Example environment configurationExample environment configuration

Example environment configuration

Copying Base Images

To keep building a Project without Gigantum managed and hosted base images, you should copy the image into an image repository that you control and update your Dockerfile.

First, look at top of your Project's Dockerfile as shown in the section above. Make note of base image that is specified by the line that starts with FROM (e.g. gigantum/python3-minimal:f415d5dff3-2021-04-29).

Make sure this image exists locally using:

docker pull gigantum/<base_image>:<tag>
docker pull gigantum/python3-minimal:f415d5dff3-2021-04-29

Push the image to your own Docker Hub account. In the example below, let's assume your Docker Hub username is "user123".

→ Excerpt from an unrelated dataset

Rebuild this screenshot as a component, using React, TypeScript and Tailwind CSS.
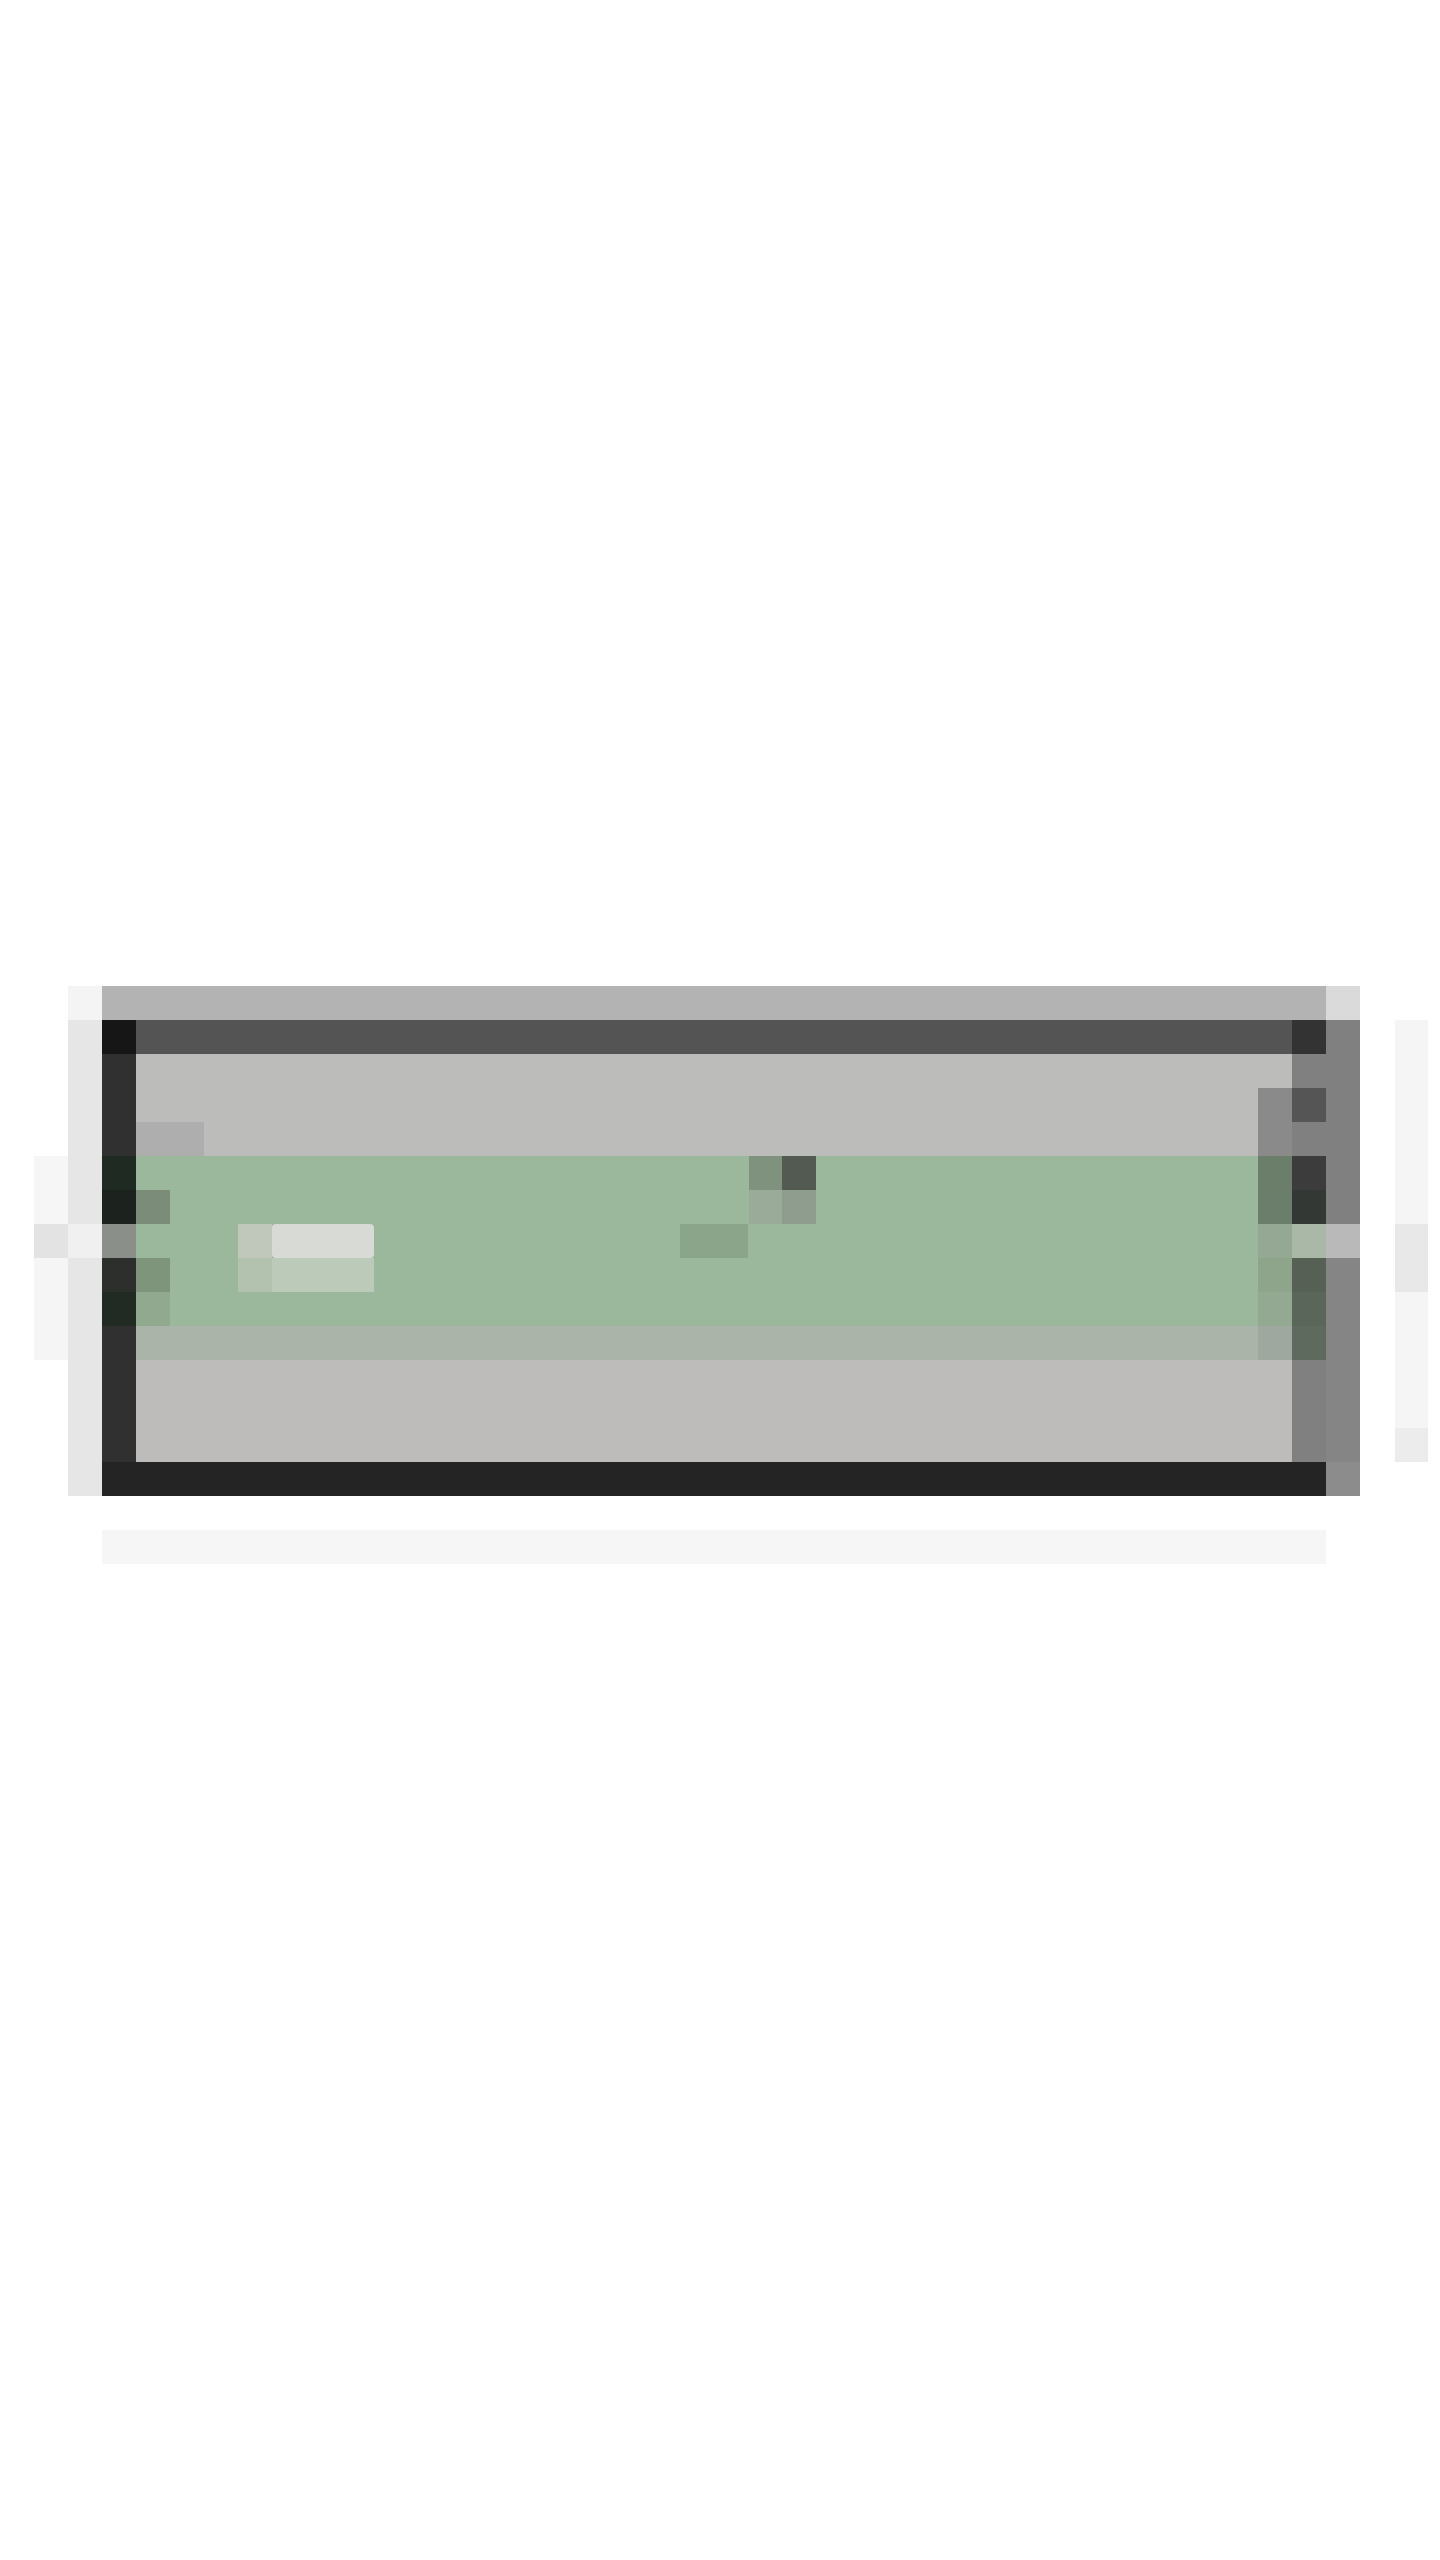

docker image tag gigantum/<base-image>:<tag> <your-user>/<base-image>:<tag>
docker push <your-user>/<base-image>:<tag>
docker image tag gigantum/python3-minimal:f415d5dff3-2021-04-29 user123/python3-minimal:f415d5dff3-2021-04-29
docker push user123/python3-minimal:f415d5dff3-2021-04-29

Finally, update the FROM instruction to point to your image instead of the Gigantum image.

Getting files out of a Gigantum Dataset

📘

Make sure the files for the Dataset have been downloaded

Datasets handle files differently than Projects. If you have imported a Dataset in the Client, you will still need to make sure that that the files are downloaded and present on disc. You can see more about downloading Datasets here.

Gigantum Datasets store files differently to increase the storage efficiency of large data. After importing your Dataset, you must also download all of the files via the Client UI, which will create a directory that has all of the files for Dataset at the current version. You can then copy the files out of this directory as needed.

To access the files you need to know some simple identifiers:

  • The name of the Dataset
  • The server ID that was used as the storage hub (for most users this will be gigantum-com. If using a Team Server, it will be a unique identifier)
  • The username of the account you are logged into
  • The username of the owner that created the Dataset

The path to the desired Dataset's files will then be ~/gigantum/.labmanager/datasets/<server_id>/<logged_in_username>/<owner_username>/<dataset_name>.

In this directory you will see 2 or more folders. One folder will be called objects and the others will look like long random hashes, which are the git repository hash of the Dataset at different versions. If you are using the Dataset at different versions there may be more than one hash directory. Inside these directories you will find all of the files.

In the screenshot below you can see a specific example for the following identifiers:

  • Dataset name hymenoptera-data
  • Server ID gigantum-com
  • Logged in username tylercasablanca
  • Dataset owner username tinydav
The files are found in the folder with the hash as its name.The files are found in the folder with the hash as its name.

The files are found in the folder with the hash as its name.